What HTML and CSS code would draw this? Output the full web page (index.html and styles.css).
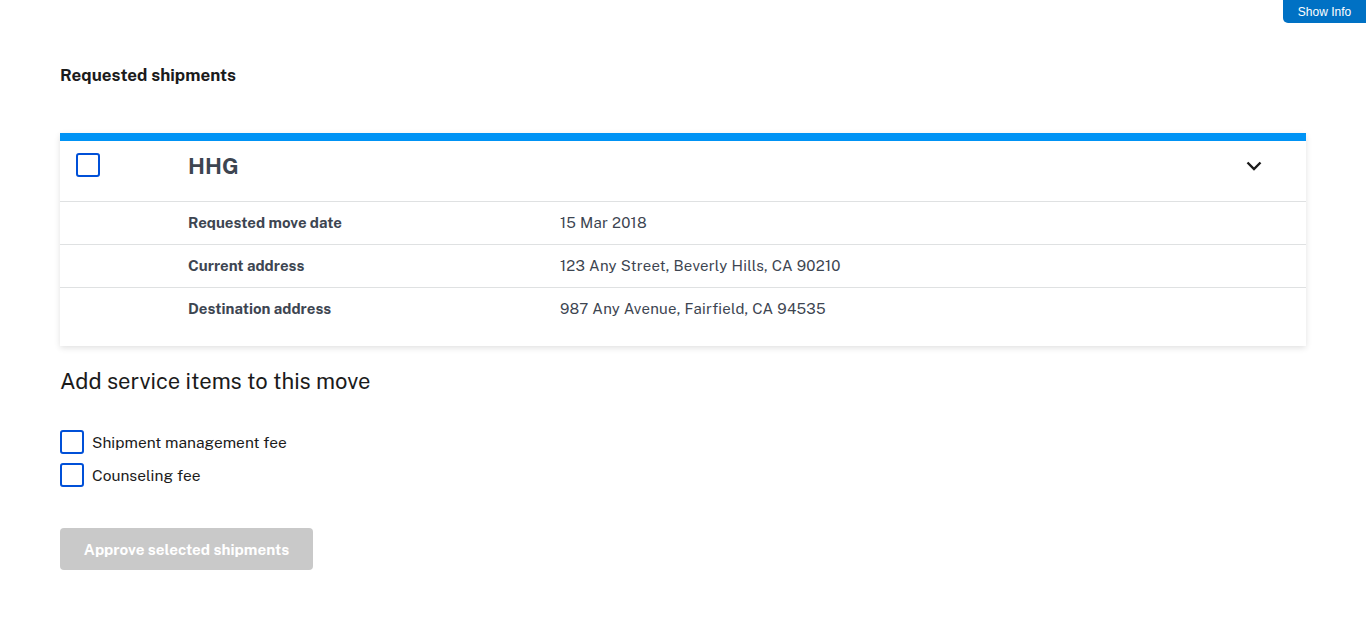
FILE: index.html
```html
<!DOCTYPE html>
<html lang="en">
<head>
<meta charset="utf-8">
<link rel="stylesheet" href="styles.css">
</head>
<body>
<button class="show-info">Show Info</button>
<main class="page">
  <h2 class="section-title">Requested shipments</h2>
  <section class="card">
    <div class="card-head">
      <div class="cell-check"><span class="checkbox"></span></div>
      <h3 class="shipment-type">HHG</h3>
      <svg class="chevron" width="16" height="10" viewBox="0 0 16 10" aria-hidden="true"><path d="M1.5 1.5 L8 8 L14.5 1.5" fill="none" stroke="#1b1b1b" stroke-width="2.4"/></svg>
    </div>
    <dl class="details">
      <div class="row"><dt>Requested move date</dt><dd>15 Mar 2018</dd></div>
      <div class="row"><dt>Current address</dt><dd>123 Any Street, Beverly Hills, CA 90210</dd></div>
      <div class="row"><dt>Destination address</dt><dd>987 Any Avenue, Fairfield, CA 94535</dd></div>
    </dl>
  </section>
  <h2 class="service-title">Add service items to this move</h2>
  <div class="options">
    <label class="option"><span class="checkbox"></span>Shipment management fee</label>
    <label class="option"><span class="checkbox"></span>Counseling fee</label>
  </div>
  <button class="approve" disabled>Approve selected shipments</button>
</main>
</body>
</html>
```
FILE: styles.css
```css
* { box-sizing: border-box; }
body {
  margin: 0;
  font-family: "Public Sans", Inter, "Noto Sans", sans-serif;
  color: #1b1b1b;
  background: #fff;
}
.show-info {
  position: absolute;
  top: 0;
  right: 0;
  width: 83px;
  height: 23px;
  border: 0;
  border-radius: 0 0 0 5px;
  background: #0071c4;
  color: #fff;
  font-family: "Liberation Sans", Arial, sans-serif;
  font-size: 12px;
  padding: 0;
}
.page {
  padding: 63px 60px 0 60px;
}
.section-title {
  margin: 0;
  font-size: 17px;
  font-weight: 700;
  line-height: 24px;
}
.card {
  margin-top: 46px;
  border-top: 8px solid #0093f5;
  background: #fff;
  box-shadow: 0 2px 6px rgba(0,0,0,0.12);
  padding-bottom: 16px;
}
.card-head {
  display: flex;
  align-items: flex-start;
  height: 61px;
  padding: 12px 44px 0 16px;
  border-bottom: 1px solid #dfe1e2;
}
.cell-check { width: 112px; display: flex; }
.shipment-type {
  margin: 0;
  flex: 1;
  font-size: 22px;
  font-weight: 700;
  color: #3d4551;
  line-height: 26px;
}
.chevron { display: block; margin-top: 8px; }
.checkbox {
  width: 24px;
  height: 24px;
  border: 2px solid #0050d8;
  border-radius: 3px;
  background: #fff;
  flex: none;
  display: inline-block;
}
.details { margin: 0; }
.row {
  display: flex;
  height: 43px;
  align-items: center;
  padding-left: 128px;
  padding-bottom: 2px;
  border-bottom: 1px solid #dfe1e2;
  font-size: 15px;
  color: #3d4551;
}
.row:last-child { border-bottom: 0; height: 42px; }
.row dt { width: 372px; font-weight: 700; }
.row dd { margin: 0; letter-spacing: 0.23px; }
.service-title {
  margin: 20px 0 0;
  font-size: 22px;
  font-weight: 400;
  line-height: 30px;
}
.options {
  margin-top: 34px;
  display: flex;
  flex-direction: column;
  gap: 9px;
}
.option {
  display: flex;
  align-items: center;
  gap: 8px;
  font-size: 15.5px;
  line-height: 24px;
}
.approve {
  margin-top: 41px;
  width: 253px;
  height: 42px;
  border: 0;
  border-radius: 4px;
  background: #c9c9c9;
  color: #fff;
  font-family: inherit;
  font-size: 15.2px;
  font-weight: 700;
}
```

* * *

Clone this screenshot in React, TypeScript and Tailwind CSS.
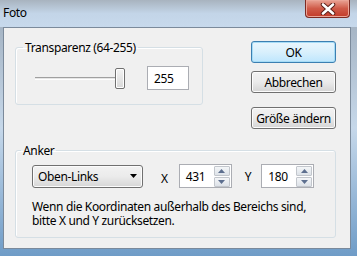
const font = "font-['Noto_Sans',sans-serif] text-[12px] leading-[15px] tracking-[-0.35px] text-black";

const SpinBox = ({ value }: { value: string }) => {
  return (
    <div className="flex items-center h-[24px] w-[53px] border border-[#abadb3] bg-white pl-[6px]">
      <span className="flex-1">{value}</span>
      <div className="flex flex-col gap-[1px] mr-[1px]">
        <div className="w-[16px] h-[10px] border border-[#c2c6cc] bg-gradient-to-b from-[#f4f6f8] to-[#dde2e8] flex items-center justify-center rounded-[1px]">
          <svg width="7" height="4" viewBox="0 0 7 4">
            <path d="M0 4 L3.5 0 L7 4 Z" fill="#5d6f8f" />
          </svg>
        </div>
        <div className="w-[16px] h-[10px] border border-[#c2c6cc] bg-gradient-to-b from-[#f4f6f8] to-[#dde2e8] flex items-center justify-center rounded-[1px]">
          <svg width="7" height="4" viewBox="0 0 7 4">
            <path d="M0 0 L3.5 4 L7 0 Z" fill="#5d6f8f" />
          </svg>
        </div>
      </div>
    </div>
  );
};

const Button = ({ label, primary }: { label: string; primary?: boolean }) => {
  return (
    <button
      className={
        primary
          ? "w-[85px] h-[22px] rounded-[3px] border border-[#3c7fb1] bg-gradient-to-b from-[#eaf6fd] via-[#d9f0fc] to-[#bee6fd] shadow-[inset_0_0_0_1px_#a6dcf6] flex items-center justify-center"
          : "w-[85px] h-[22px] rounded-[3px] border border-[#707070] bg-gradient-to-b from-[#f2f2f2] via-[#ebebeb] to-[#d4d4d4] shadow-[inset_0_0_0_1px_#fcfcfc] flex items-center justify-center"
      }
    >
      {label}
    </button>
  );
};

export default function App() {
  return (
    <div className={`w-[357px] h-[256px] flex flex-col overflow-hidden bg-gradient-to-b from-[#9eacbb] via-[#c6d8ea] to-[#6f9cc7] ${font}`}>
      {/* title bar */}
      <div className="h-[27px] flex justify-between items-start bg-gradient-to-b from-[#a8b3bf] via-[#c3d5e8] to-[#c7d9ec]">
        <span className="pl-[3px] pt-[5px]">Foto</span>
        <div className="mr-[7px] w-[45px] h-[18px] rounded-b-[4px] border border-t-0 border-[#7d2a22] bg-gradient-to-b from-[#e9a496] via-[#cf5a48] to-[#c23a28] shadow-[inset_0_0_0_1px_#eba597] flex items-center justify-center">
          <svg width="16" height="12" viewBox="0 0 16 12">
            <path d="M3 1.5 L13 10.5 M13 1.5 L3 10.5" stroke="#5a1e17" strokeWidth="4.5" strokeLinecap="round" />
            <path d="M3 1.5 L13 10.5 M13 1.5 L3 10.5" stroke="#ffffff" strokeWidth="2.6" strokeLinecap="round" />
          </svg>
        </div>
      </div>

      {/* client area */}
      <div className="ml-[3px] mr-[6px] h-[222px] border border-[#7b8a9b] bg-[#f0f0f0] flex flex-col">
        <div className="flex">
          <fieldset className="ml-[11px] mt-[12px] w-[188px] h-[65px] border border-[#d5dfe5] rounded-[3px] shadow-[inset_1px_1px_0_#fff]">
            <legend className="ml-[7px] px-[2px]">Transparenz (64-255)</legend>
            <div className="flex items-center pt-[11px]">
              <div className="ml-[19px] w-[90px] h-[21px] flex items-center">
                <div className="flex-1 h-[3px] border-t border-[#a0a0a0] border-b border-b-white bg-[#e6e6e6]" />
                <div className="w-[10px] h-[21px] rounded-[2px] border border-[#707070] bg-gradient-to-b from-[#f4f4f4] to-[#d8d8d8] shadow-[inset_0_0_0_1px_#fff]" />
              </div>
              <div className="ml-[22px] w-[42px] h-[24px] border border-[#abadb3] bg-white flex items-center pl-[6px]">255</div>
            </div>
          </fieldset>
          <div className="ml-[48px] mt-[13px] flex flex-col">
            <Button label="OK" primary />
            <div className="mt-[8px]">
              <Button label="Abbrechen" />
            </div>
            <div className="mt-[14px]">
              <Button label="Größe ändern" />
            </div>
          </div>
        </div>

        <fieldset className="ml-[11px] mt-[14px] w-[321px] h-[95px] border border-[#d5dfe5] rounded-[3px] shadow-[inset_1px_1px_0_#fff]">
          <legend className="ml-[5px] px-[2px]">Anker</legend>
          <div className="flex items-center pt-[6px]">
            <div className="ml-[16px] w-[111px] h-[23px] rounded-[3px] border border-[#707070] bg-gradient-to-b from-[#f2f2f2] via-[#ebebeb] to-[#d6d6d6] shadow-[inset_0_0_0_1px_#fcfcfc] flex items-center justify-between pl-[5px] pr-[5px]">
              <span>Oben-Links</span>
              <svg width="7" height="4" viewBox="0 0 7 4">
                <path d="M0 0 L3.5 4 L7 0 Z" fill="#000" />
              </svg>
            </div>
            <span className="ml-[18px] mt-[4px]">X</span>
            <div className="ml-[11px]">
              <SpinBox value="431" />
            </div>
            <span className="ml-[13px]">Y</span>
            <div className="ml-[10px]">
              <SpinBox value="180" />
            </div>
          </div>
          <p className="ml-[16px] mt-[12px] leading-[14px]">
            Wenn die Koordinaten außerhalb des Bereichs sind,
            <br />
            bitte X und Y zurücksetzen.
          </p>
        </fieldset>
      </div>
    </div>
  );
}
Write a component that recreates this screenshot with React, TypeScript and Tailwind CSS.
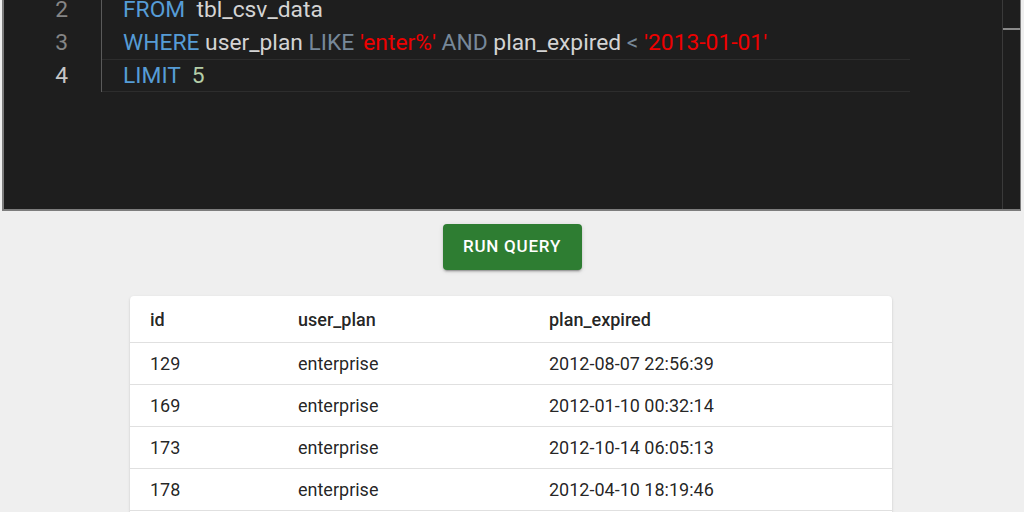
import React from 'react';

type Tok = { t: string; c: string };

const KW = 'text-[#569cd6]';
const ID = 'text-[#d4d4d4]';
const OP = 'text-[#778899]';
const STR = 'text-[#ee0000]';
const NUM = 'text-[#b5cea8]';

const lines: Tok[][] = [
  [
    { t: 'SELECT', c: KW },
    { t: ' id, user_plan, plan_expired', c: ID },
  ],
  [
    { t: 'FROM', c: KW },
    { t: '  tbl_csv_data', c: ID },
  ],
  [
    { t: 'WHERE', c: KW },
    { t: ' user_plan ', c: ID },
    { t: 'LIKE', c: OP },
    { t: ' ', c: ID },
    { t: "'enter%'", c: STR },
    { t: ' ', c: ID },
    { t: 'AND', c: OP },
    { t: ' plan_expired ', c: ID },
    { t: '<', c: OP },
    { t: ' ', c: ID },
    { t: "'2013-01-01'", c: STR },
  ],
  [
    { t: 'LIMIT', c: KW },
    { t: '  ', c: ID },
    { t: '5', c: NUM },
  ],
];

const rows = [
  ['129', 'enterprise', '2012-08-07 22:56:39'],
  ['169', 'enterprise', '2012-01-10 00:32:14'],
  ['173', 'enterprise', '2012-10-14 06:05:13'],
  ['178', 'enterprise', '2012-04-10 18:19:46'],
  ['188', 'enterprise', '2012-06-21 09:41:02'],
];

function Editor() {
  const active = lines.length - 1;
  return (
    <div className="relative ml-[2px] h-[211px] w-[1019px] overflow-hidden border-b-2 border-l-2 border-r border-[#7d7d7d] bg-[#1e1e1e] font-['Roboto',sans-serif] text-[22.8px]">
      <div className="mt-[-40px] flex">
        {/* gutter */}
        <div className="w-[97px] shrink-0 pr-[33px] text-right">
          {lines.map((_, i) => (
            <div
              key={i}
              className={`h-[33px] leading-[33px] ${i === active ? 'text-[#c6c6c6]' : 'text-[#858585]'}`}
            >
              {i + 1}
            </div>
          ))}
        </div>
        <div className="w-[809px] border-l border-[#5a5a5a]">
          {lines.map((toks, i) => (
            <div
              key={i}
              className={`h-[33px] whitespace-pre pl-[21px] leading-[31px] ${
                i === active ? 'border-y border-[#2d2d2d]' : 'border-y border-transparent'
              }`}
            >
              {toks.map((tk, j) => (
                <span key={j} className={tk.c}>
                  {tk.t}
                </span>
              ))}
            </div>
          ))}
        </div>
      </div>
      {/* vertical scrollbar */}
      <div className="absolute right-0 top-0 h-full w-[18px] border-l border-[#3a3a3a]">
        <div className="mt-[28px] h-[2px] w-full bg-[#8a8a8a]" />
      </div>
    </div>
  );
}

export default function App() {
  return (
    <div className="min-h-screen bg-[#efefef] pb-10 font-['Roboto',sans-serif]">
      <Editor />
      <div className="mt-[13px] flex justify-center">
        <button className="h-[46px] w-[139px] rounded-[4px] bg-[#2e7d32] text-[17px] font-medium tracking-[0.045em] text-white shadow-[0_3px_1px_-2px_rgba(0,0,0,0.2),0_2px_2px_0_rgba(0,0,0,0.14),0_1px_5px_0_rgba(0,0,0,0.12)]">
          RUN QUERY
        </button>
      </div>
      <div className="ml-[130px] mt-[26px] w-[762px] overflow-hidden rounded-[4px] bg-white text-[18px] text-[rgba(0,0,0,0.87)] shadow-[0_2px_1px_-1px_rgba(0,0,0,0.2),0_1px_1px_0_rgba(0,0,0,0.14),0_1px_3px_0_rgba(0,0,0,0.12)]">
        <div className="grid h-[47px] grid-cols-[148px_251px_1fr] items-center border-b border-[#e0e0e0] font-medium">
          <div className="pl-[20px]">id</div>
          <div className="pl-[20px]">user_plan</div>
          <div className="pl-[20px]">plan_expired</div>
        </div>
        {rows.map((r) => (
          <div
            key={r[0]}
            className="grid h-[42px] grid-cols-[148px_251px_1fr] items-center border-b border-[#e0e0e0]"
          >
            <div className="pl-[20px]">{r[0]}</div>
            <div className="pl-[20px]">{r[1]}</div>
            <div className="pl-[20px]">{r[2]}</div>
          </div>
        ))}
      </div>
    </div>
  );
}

▶ [Task requirements] Reproduce exactly the run of lines beginning with the one that contains "Clone this screenshot" and ending with the one that contains "text-[12px] leading-[15px] tracking-[-0.35px]". Do not include pictures.

▶ [Solution]
Clone this screenshot in React, TypeScript and Tailwind CSS.
const font = "font-['Noto_Sans',sans-serif] text-[12px] leading-[15px] tracking-[-0.35px] text-black";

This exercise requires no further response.